Everyone did the same demonstration: three throws using mainly hands, three throws with the hip as a fulcrum, and three throws done with feet/legs, all done with both the right and left variations: a total of 18 throws.

After everyone (read: I) had finished, one of the judges gathered us together and made comments. He gave corrections on moves that had been poor, or needed adjustment in this way or that way. On one of the comments, the judge noted that Tom and I had done it better than anyone else. On another, he teased us for the bobbing way we had sidestepped. However, overall it seemed that we had done pretty good.

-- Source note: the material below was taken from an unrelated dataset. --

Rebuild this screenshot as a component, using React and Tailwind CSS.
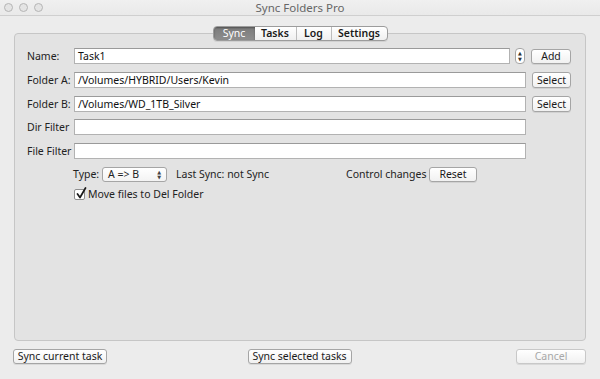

There was one more part, but it was kind of strange. There was a short written test, but because there was no way we could read the kanji, let alone understand the questions, our sensei just came up close and told us what to write. Both Tom and I felt pretty sheepish.

Regardless, we passed, and the Japanese Kodokan Judo Association recognises us as first degree black belts, and that's something. The real challenge will be to see if we can make it up to a second degree before the JET program is over. It seems as though the sho-dan (first level) is seen as easy-ish, but the ni-dan is seen as a big step up in difficulty.

On the way back we all (tom, me, takuya [who didn't pass], koji [previously our class's only black belt], and sensei) stopped at an udon shop and sensei treated us to lunch.


So I guess that will do for now. I wonder, is anyone going to care to hear about my trip back to Canada?